The debate on the Western Sahara issue that took place on October 12 at the United Nations General Assembly in New York turned out in a bilateral Algerian-Moroccan debate so heated that the Algerian side went off its usual reservation and incautiously substituted itself to the Polisario.
According to sources present at the debate, the rage demonstrated by the Algerian representative in defending the Polisario has only confirmed what everyone already knew. Namely, that it is the Algerian regime which nurtures the Western Sahara conflict that it created four decades ago, at the height of the Cold War, with the aim of weakening Morocco.
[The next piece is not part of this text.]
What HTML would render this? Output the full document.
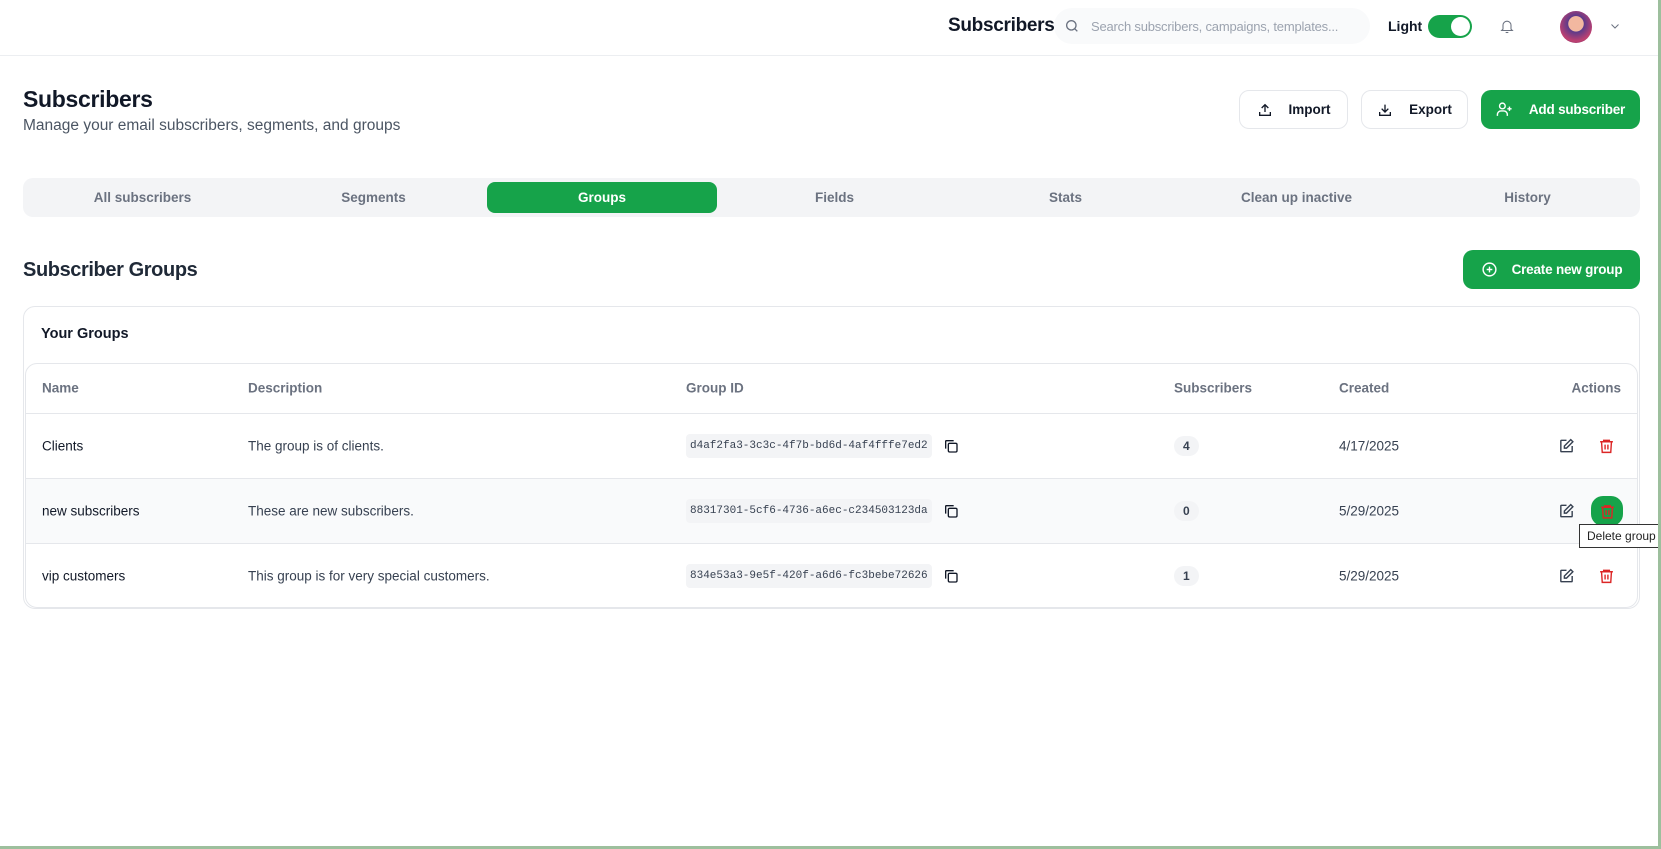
<!DOCTYPE html>
<html><head><meta charset="utf-8"><style>
*{box-sizing:border-box;margin:0;padding:0}
body{width:1661px;height:849px;background:#fff;font-family:"Liberation Sans",sans-serif;color:#111827;position:relative;overflow:hidden}
.a{position:absolute}
.hdr{left:0;top:0;width:1658px;height:56px;border-bottom:1px solid #eceef1}
.btn{position:absolute;border:1px solid #e5e7eb;border-radius:10px;background:#fff;font-size:13.5px;font-weight:bold;display:flex;align-items:center;justify-content:center;gap:16px;color:#111827}
.gbtn{background:#16a34a;color:#fff;border:none}
.tabs{left:23px;top:178px;width:1617px;height:39px;background:#f3f4f6;border-radius:10px}
.tab{position:absolute;top:0;height:39px;width:231px;display:flex;align-items:center;justify-content:center;font-size:13.5px;font-weight:bold;color:#6b7280}
.tab.on{background:#16a34a;color:#fff;top:4px;height:31px;border-radius:8px}
.card{left:23px;top:306px;width:1617px;height:303px;border:1px solid #e5e7eb;border-radius:12px}
.inner{left:25px;top:363px;width:1613px;height:245px;border:1px solid #e5e7eb;border-radius:12px;overflow:hidden}
.row{position:absolute;left:0;width:100%;height:65px;border-top:1px solid #e5e7eb;font-size:13.5px;color:#111827}
.row>*{position:absolute;top:50%;transform:translateY(-50%)}
.th{font-size:13.5px;color:#6b7280;font-weight:bold}
.code{font-family:"Liberation Mono",monospace;font-size:11px;background:#f3f4f6;border-radius:4px;padding:0 4px;height:24px;line-height:24px;color:#374151}
.badge{background:#f3f4f6;border-radius:10px;font-size:12px;font-weight:bold;height:20px;line-height:20px;padding:0 9px;color:#374151}
</style></head><body>
<div class="a hdr"></div>
<div class="a" style="left:948px;top:15px;font-size:19px;font-weight:bold;letter-spacing:-0.3px">Subscribers</div>
<div class="a" style="left:1054px;top:8px;width:316px;height:36px;background:#f9fafb;border-radius:18px"></div>
<svg class="a" style="left:1064px;top:18px" width="16" height="16" viewBox="0 0 24 24" fill="none" stroke="#6b7280" stroke-width="2"><circle cx="11" cy="11" r="7"/><path d="M20 20l-4-4"/></svg>
<div class="a" style="left:1091px;top:19px;font-size:13px;color:#9ca3af;letter-spacing:-0.2px">Search subscribers, campaigns, templates...</div>
<div class="a" style="left:1388px;top:18px;font-size:14px;font-weight:bold">Light</div>
<div class="a" style="left:1428px;top:15px;width:44px;height:23px;background:#16a34a;border-radius:12px"><div class="a" style="left:23px;top:2px;width:19px;height:19px;background:#fff;border-radius:50%"></div></div>
<svg class="a" style="left:1499px;top:18px" width="16" height="17" viewBox="0 0 24 24" fill="none" stroke="#6b7280" stroke-width="1.6"><path d="M6 16V10a6 6 0 0112 0v6l2 2H4z"/><path d="M10 21h4"/></svg>
<div class="a" style="left:1560px;top:11px;width:32px;height:32px;border-radius:50%;background:radial-gradient(circle at 50% 40%,#f2b8a0 0 30%,#5b3a8a 32%,#c04070 70%,#3a2a6a)"></div>
<svg class="a" style="left:1609px;top:20px" width="12" height="12" viewBox="0 0 24 24" fill="none" stroke="#6b7280" stroke-width="2"><path d="M5 9l7 7 7-7"/></svg>

<div class="a" style="left:23px;top:86px;font-size:23px;font-weight:bold;letter-spacing:-0.3px">Subscribers</div>
<div class="a" style="left:23px;top:117px;font-size:15.5px;color:#4b5563">Manage your email subscribers, segments, and groups</div>

<div class="btn" style="left:1239px;top:90px;width:109px;height:39px"><svg width="16" height="16" viewBox="0 0 24 24" fill="none" stroke="#111827" stroke-width="2"><path d="M12 15V4M7 9l5-5 5 5M4 15v5h16v-5"/></svg>Import</div>
<div class="btn" style="left:1361px;top:90px;width:107px;height:39px"><svg width="16" height="16" viewBox="0 0 24 24" fill="none" stroke="#111827" stroke-width="2"><path d="M12 4v11M7 10l5 5 5-5M4 15v5h16v-5"/></svg>Export</div>
<div class="btn gbtn" style="left:1481px;top:90px;width:159px;height:39px;letter-spacing:-0.2px"><svg width="17" height="17" viewBox="0 0 24 24" fill="none" stroke="#fff" stroke-width="2"><circle cx="9" cy="7" r="4"/><path d="M2 21v-2a5 5 0 015-5h4a5 5 0 015 5v2M19 8v6M16 11h6"/></svg>Add subscriber</div>

<div class="a tabs">
<div class="tab" style="left:4px">All subscribers</div>
<div class="tab" style="left:235px">Segments</div>
<div class="tab on" style="left:464px;width:230px">Groups</div>
<div class="tab" style="left:696px">Fields</div>
<div class="tab" style="left:927px">Stats</div>
<div class="tab" style="left:1158px">Clean up inactive</div>
<div class="tab" style="left:1389px">History</div>
</div>

<div class="a" style="left:23px;top:259px;font-size:20px;font-weight:bold;letter-spacing:-0.4px;color:#1f2937">Subscriber Groups</div>
<div class="btn gbtn" style="left:1463px;top:250px;width:177px;height:39px;gap:14px;letter-spacing:-0.2px"><svg width="17" height="17" viewBox="0 0 24 24" fill="none" stroke="#fff" stroke-width="2"><circle cx="12" cy="12" r="9"/><path d="M12 8v8M8 12h8"/></svg>Create new group</div>

<div class="a card"></div>
<div class="a" style="left:41px;top:326px;font-size:14.5px;font-weight:bold">Your Groups</div>
<div class="a inner">
<div class="row" style="top:-1px;height:50px;border-top:none">
<span class="th" style="left:16px">Name</span><span class="th" style="left:222px">Description</span><span class="th" style="left:660px">Group ID</span><span class="th" style="left:1148px">Subscribers</span><span class="th" style="left:1313px">Created</span><span class="th" style="right:16px">Actions</span></div>

<div class="row" style="top:49px">
<span style="left:16px">Clients</span><span style="left:222px;color:#374151">The group is of clients.</span><span class="code" style="left:660px">d4af2fa3-3c3c-4f7b-bd6d-4af4fffe7ed2</span>
<svg style="left:917px" width="16" height="16" viewBox="0 0 24 24" fill="none" stroke="#111827" stroke-width="2"><rect x="8" y="8" width="13" height="13" rx="2"/><path d="M4 16V5a1 1 0 011-1h11"/></svg>
<span class="badge" style="left:1148px">4</span><span style="left:1313px;color:#374151">4/17/2025</span>
<svg style="left:1532px" width="17" height="17" viewBox="0 0 24 24" fill="none" stroke="#374151" stroke-width="2"><path d="M12 4H5a1 1 0 00-1 1v14a1 1 0 001 1h14a1 1 0 001-1v-7"/><path d="M18 3l3 3-9 9H9v-3z"/></svg>
<svg style="left:1572px" width="17" height="17" viewBox="0 0 24 24" fill="none" stroke="#dc2626" stroke-width="2"><path d="M3 6h18M8 6V4h8v2M5 6l1 15h12l1-15M10 10v7M14 10v7"/></svg></div>

<div class="row" style="top:114px;background:#f9fafb">
<span style="left:16px">new subscribers</span><span style="left:222px;color:#374151">These are new subscribers.</span><span class="code" style="left:660px">88317301-5cf6-4736-a6ec-c234503123da</span>
<svg style="left:917px" width="16" height="16" viewBox="0 0 24 24" fill="none" stroke="#111827" stroke-width="2"><rect x="8" y="8" width="13" height="13" rx="2"/><path d="M4 16V5a1 1 0 011-1h11"/></svg>
<span class="badge" style="left:1148px">0</span><span style="left:1313px;color:#374151">5/29/2025</span>
<svg style="left:1532px" width="17" height="17" viewBox="0 0 24 24" fill="none" stroke="#374151" stroke-width="2"><path d="M12 4H5a1 1 0 00-1 1v14a1 1 0 001 1h14a1 1 0 001-1v-7"/><path d="M18 3l3 3-9 9H9v-3z"/></svg>
<span style="left:1565px;width:32px;height:30px;border-radius:12px;background:#16a34a;display:flex;align-items:center;justify-content:center"><svg width="17" height="17" viewBox="0 0 24 24" fill="none" stroke="#dc2626" stroke-width="2"><path d="M3 6h18M8 6V4h8v2M5 6l1 15h12l1-15M10 10v7M14 10v7"/></svg></span></div>

<div class="row" style="top:179px">
<span style="left:16px">vip customers</span><span style="left:222px;color:#374151">This group is for very special customers.</span><span class="code" style="left:660px">834e53a3-9e5f-420f-a6d6-fc3bebe72626</span>
<svg style="left:917px" width="16" height="16" viewBox="0 0 24 24" fill="none" stroke="#111827" stroke-width="2"><rect x="8" y="8" width="13" height="13" rx="2"/><path d="M4 16V5a1 1 0 011-1h11"/></svg>
<span class="badge" style="left:1148px">1</span><span style="left:1313px;color:#374151">5/29/2025</span>
<svg style="left:1532px" width="17" height="17" viewBox="0 0 24 24" fill="none" stroke="#374151" stroke-width="2"><path d="M12 4H5a1 1 0 00-1 1v14a1 1 0 001 1h14a1 1 0 001-1v-7"/><path d="M18 3l3 3-9 9H9v-3z"/></svg>
<svg style="left:1572px" width="17" height="17" viewBox="0 0 24 24" fill="none" stroke="#dc2626" stroke-width="2"><path d="M3 6h18M8 6V4h8v2M5 6l1 15h12l1-15M10 10v7M14 10v7"/></svg></div>
</div>

<div class="a" style="left:1579px;top:524px;width:120px;height:24px;background:#fff;border:1px solid #333;font-size:12px;line-height:22px;padding-left:7px;color:#222">Delete group</div>
<div class="a" style="left:1658px;top:0;width:3px;height:849px;background:#9dbf9d"></div>
<div class="a" style="left:0;top:846px;width:1661px;height:3px;background:#9dbf9d"></div>
</body></html>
However, if Algeria’s support to the Polisario in the 70s, alongside Libya’s Muammar Gaddafi, was understandable in the context of that time, today’s sponsorship of the separatist front means only one thing: the Algerian politico-military regime’s hegemonic aims in the region.
Moreover, several participants who took the floor during the debate accused Algerian leaders of using the Sahrawis living in the Polisario-run Tindouf camps for their own political ends.
Stacy Pearson, president of Protected Future organization, has even claimed that the Sahrawis in the Tindouf camps in Algeria were “not refugees.” They are “prisoners without status.”
Addressing the participants in the debate of the General Assembly 4th committee, Stacy Pearson did not hesitate to say it high and clear: “It is now up to everyone to work for the release of the camps prisoners.” And in this respect, “your decision has not to appeal to Algeria, Morocco or the Polisario, but it is your responsibility to release these prisoners who have no choice.”